Leave out the pictures and transcribe the rest of the records exactly.

:::

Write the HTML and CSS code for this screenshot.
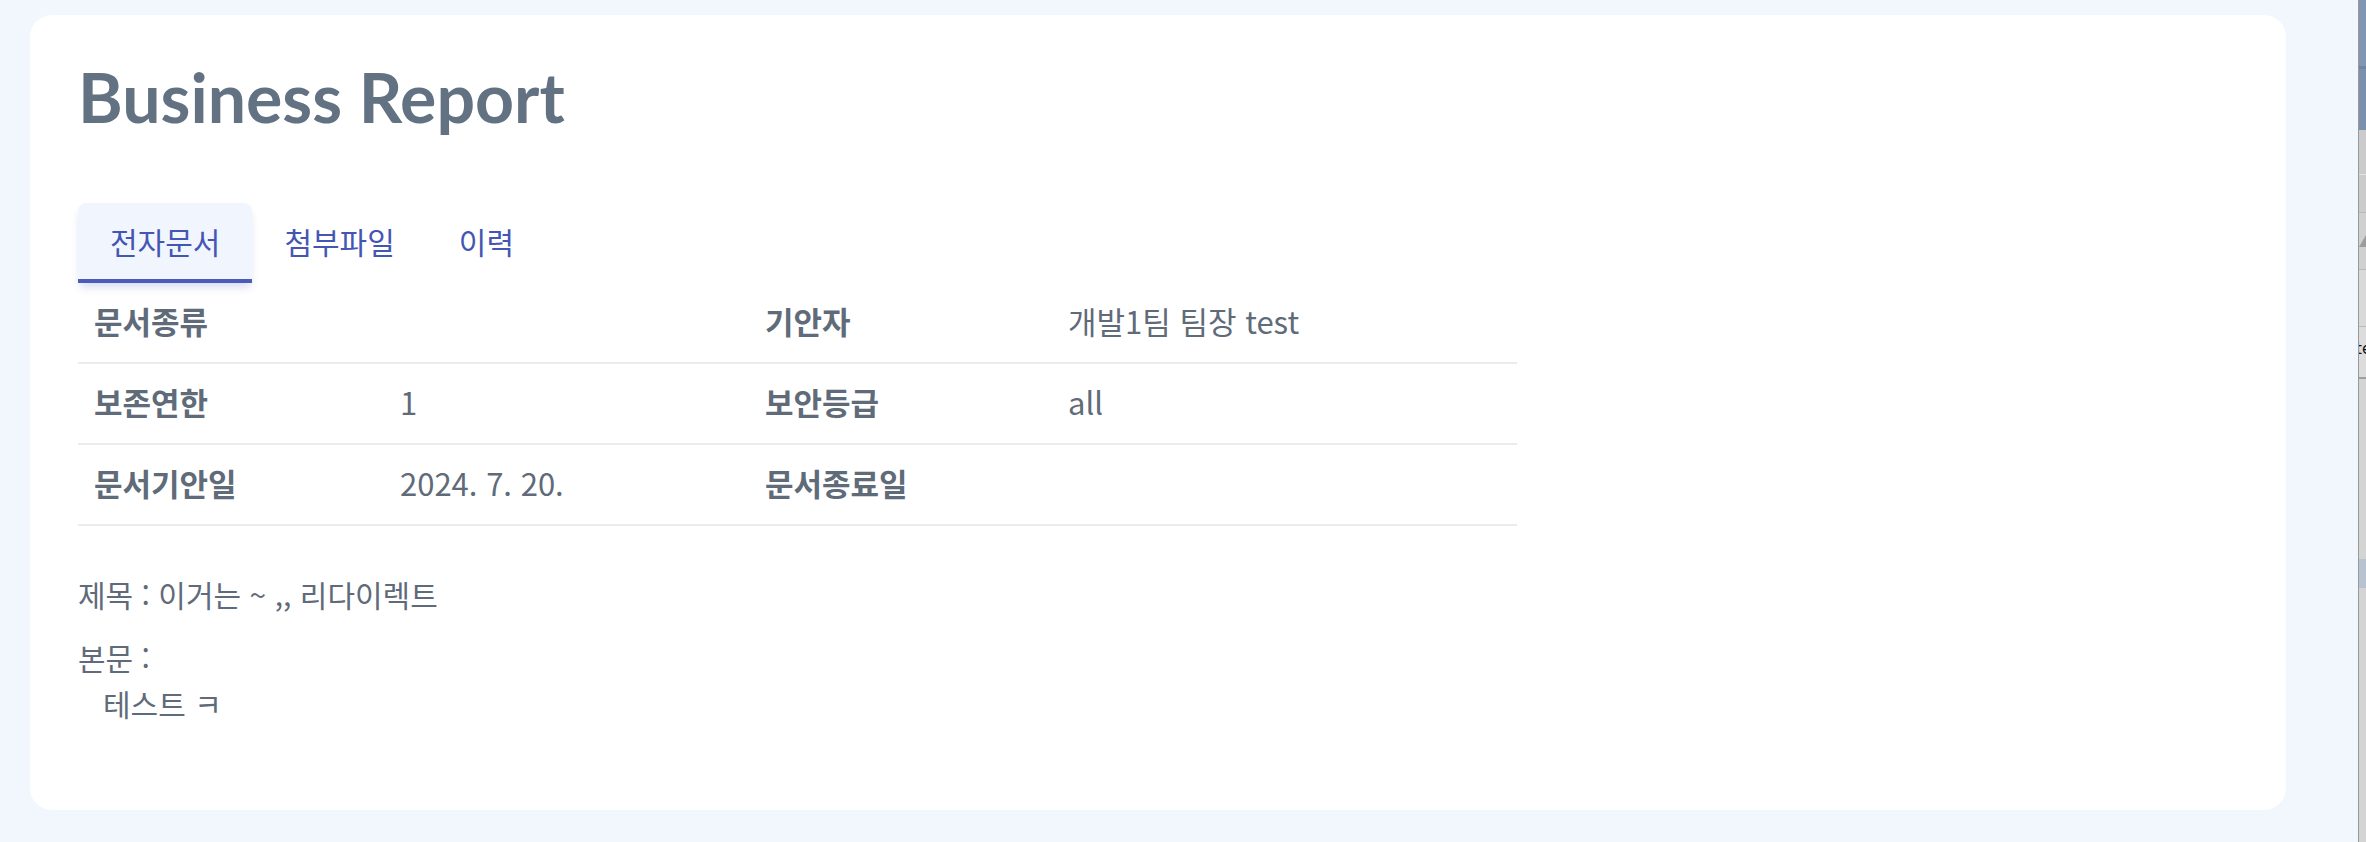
FILE: index.html
```html
<!DOCTYPE html>
<html lang="ko">
<head>
<meta charset="utf-8">
<title>Business Report</title>
<link rel="stylesheet" href="styles.css">
</head>
<body>
<div class="page">
  <main class="main">
    <section class="card">
      <h1 class="title">Business Report</h1>
      <nav class="tabs">
        <button class="tab active">전자문서</button>
        <button class="tab">첨부파일</button>
        <button class="tab">이력</button>
      </nav>
      <table class="info">
        <colgroup>
          <col class="c1"><col class="c2"><col class="c3"><col class="c4">
        </colgroup>
        <tbody>
          <tr><th>문서종류</th><td></td><th>기안자</th><td>개발1팀 팀장 test</td></tr>
          <tr><th>보존연한</th><td>1</td><th>보안등급</th><td>all</td></tr>
          <tr><th>문서기안일</th><td>2024. 7. 20.</td><th>문서종료일</th><td></td></tr>
        </tbody>
      </table>
      <div class="doc">
        <p class="subject">제목 : 이거는 ~ ,, 리다이렉트</p>
        <p class="body-label">본문 :</p>
        <p class="body-text">테스트 ㅋ</p>
      </div>
    </section>
  </main>
  <aside class="side">
    <div class="s-blue1"></div>
    <div class="s-blue2"></div>
    <div class="s-row s-r1"></div>
    <div class="s-row s-r2"></div>
    <div class="s-row s-r3"><span class="s-tri"></span></div>
    <div class="s-row s-r4"></div>
    <div class="s-row s-r5"><span class="s-txt">te</span></div>
    <div class="s-rest"><div class="s-sel"></div></div>
  </aside>
</div>
</body>
</html>
```
FILE: styles.css
```css
html, body {
  margin: 0;
  padding: 0;
  height: 100%;
}
body {
  background: #f2f7fe;
  font-family: "Noto Sans CJK KR", "Noto Sans", sans-serif;
  color: #5f6b79;
  overflow: hidden;
}
.page {
  display: flex;
  height: 842px;
}
.main {
  flex: 1;
  padding: 15px 72px 0 30px;
}
.card {
  background: #ffffff;
  border-radius: 22px;
  min-height: 795px;
  box-sizing: border-box;
  padding: 42px 48px 40px 48px;
}
.title {
  font-family: "Lato", "Noto Sans", sans-serif;
  font-weight: 700;
  font-size: 68px;
  line-height: 80px;
  color: #637282;
  margin: 0 0 66px 0;
}
.tabs {
  display: flex;
}
.tab {
  border: none;
  background: transparent;
  font-family: "Noto Sans CJK KR", sans-serif;
  font-size: 30px;
  color: #4456b4;
  padding: 0 32px;
  height: 80px;
  line-height: 74px;
  border-radius: 8px 8px 0 0;
  border-bottom: 4px solid transparent;
  box-sizing: border-box;
}
.tab.active {
  background: #f1f6fe;
  border-bottom-color: #4a5bb9;
  box-shadow: 0 6px 8px -2px rgba(74, 91, 185, 0.22);
}
.info {
  border-collapse: collapse;
  table-layout: fixed;
  width: 1439px;
  font-size: 31px;
}
.c1 { width: 306px; }
.c2 { width: 365px; }
.c3 { width: 303px; }
.c4 { width: 465px; }
.info th, .info td {
  text-align: left;
  padding: 0 16px 5px 16px;
  height: 74px;
  border-bottom: 2px solid #ebebeb;
  vertical-align: middle;
}
.info th {
  font-weight: 700;
}
.info td {
  font-weight: 400;
}
.doc {
  padding-top: 45px;
  font-size: 30px;
}
.doc p {
  margin: 0;
  line-height: 46px;
}
.subject {
  margin-bottom: 17px !important;
}
.body-text {
  padding-left: 25px;
}
.side {
  width: 8px;
  display: flex;
  flex-direction: column;
  border-left: 1px solid #9a9a9a;
  box-sizing: border-box;
  background: #d3d3d3;
}
.s-blue1 { height: 66px; background: #8196b0; border-bottom: 3px solid #6f86a3; }
.s-blue2 { height: 61px; background: #7a90ab; }
.s-row { border-bottom: 1px solid #b9b9b9; background: #cbcbcb; position: relative; overflow: hidden; }
.s-r1 { height: 44px; border-bottom-color: #e2e2e2; }
.s-r2 { height: 37px; }
.s-r3 { height: 56px; background: #d0d0d0; }
.s-r4 { height: 56px; background: #d9d9d9; }
.s-r5 { height: 50px; background: #dcdcdc; border-bottom: 2px solid #9f9f9f; }
.s-tri {
  position: absolute;
  left: 0;
  top: 22px;
  width: 0;
  height: 0;
  border-bottom: 12px solid #9c9c9c;
  border-left: 7px solid transparent;
}
.s-txt {
  position: absolute;
  left: -3px;
  top: 14px;
  font-family: "DejaVu Sans", sans-serif;
  font-size: 15px;
  color: #111;
  line-height: 16px;
}
.s-rest { flex: 1; background: #d4d4d4; padding-top: 180px; }
.s-sel { height: 29px; background: #b8c3d2; }
```
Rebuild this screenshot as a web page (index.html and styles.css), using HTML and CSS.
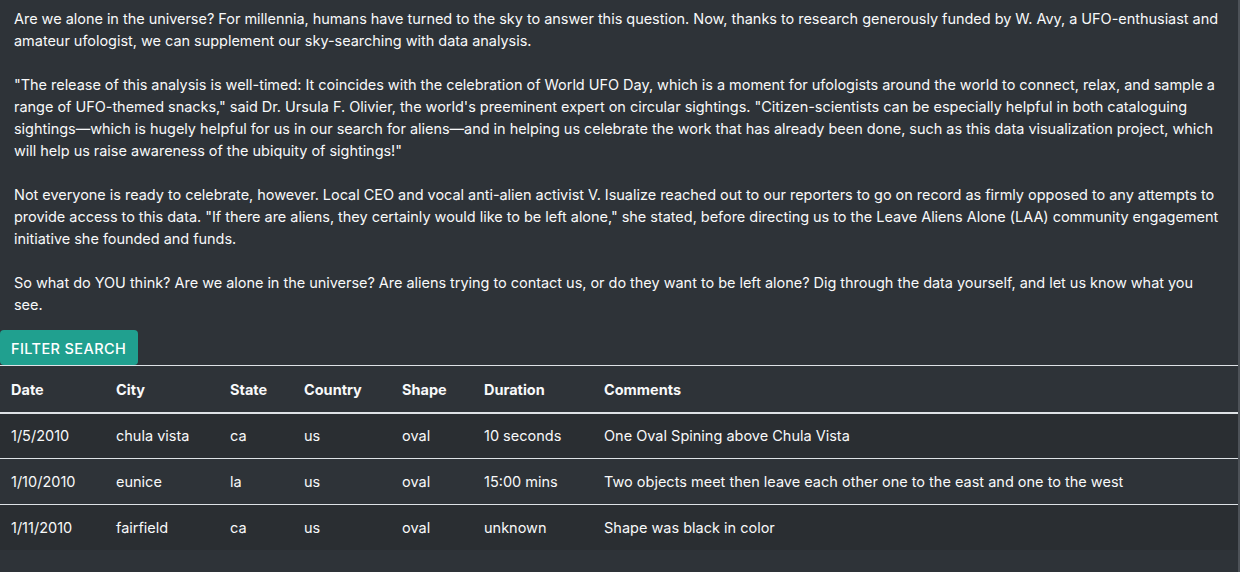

:::

• Response below
Write the HTML and CSS code for this screenshot.
FILE: index.html
```html
<!DOCTYPE html>
<html lang="ko">
<head>
<meta charset="utf-8">
<title>Business Report</title>
<link rel="stylesheet" href="styles.css">
</head>
<body>
<div class="page">
  <main class="main">
    <section class="card">
      <h1 class="title">Business Report</h1>
      <nav class="tabs">
        <button class="tab active">전자문서</button>
        <button class="tab">첨부파일</button>
        <button class="tab">이력</button>
      </nav>
      <table class="info">
        <colgroup>
          <col class="c1"><col class="c2"><col class="c3"><col class="c4">
        </colgroup>
        <tbody>
          <tr><th>문서종류</th><td></td><th>기안자</th><td>개발1팀 팀장 test</td></tr>
          <tr><th>보존연한</th><td>1</td><th>보안등급</th><td>all</td></tr>
          <tr><th>문서기안일</th><td>2024. 7. 20.</td><th>문서종료일</th><td></td></tr>
        </tbody>
      </table>
      <div class="doc">
        <p class="subject">제목 : 이거는 ~ ,, 리다이렉트</p>
        <p class="body-label">본문 :</p>
        <p class="body-text">테스트 ㅋ</p>
      </div>
    </section>
  </main>
  <aside class="side">
    <div class="s-blue1"></div>
    <div class="s-blue2"></div>
    <div class="s-row s-r1"></div>
    <div class="s-row s-r2"></div>
    <div class="s-row s-r3"><span class="s-tri"></span></div>
    <div class="s-row s-r4"></div>
    <div class="s-row s-r5"><span class="s-txt">te</span></div>
    <div class="s-rest"><div class="s-sel"></div></div>
  </aside>
</div>
</body>
</html>
```
FILE: styles.css
```css
html, body {
  margin: 0;
  padding: 0;
  height: 100%;
}
body {
  background: #f2f7fe;
  font-family: "Noto Sans CJK KR", "Noto Sans", sans-serif;
  color: #5f6b79;
  overflow: hidden;
}
.page {
  display: flex;
  height: 842px;
}
.main {
  flex: 1;
  padding: 15px 72px 0 30px;
}
.card {
  background: #ffffff;
  border-radius: 22px;
  min-height: 795px;
  box-sizing: border-box;
  padding: 42px 48px 40px 48px;
}
.title {
  font-family: "Lato", "Noto Sans", sans-serif;
  font-weight: 700;
  font-size: 68px;
  line-height: 80px;
  color: #637282;
  margin: 0 0 66px 0;
}
.tabs {
  display: flex;
}
.tab {
  border: none;
  background: transparent;
  font-family: "Noto Sans CJK KR", sans-serif;
  font-size: 30px;
  color: #4456b4;
  padding: 0 32px;
  height: 80px;
  line-height: 74px;
  border-radius: 8px 8px 0 0;
  border-bottom: 4px solid transparent;
  box-sizing: border-box;
}
.tab.active {
  background: #f1f6fe;
  border-bottom-color: #4a5bb9;
  box-shadow: 0 6px 8px -2px rgba(74, 91, 185, 0.22);
}
.info {
  border-collapse: collapse;
  table-layout: fixed;
  width: 1439px;
  font-size: 31px;
}
.c1 { width: 306px; }
.c2 { width: 365px; }
.c3 { width: 303px; }
.c4 { width: 465px; }
.info th, .info td {
  text-align: left;
  padding: 0 16px 5px 16px;
  height: 74px;
  border-bottom: 2px solid #ebebeb;
  vertical-align: middle;
}
.info th {
  font-weight: 700;
}
.info td {
  font-weight: 400;
}
.doc {
  padding-top: 45px;
  font-size: 30px;
}
.doc p {
  margin: 0;
  line-height: 46px;
}
.subject {
  margin-bottom: 17px !important;
}
.body-text {
  padding-left: 25px;
}
.side {
  width: 8px;
  display: flex;
  flex-direction: column;
  border-left: 1px solid #9a9a9a;
  box-sizing: border-box;
  background: #d3d3d3;
}
.s-blue1 { height: 66px; background: #8196b0; border-bottom: 3px solid #6f86a3; }
.s-blue2 { height: 61px; background: #7a90ab; }
.s-row { border-bottom: 1px solid #b9b9b9; background: #cbcbcb; position: relative; overflow: hidden; }
.s-r1 { height: 44px; border-bottom-color: #e2e2e2; }
.s-r2 { height: 37px; }
.s-r3 { height: 56px; background: #d0d0d0; }
.s-r4 { height: 56px; background: #d9d9d9; }
.s-r5 { height: 50px; background: #dcdcdc; border-bottom: 2px solid #9f9f9f; }
.s-tri {
  position: absolute;
  left: 0;
  top: 22px;
  width: 0;
  height: 0;
  border-bottom: 12px solid #9c9c9c;
  border-left: 7px solid transparent;
}
.s-txt {
  position: absolute;
  left: -3px;
  top: 14px;
  font-family: "DejaVu Sans", sans-serif;
  font-size: 15px;
  color: #111;
  line-height: 16px;
}
.s-rest { flex: 1; background: #d4d4d4; padding-top: 180px; }
.s-sel { height: 29px; background: #b8c3d2; }
```
Rebuild this screenshot as a web page (index.html and styles.css), using HTML and CSS.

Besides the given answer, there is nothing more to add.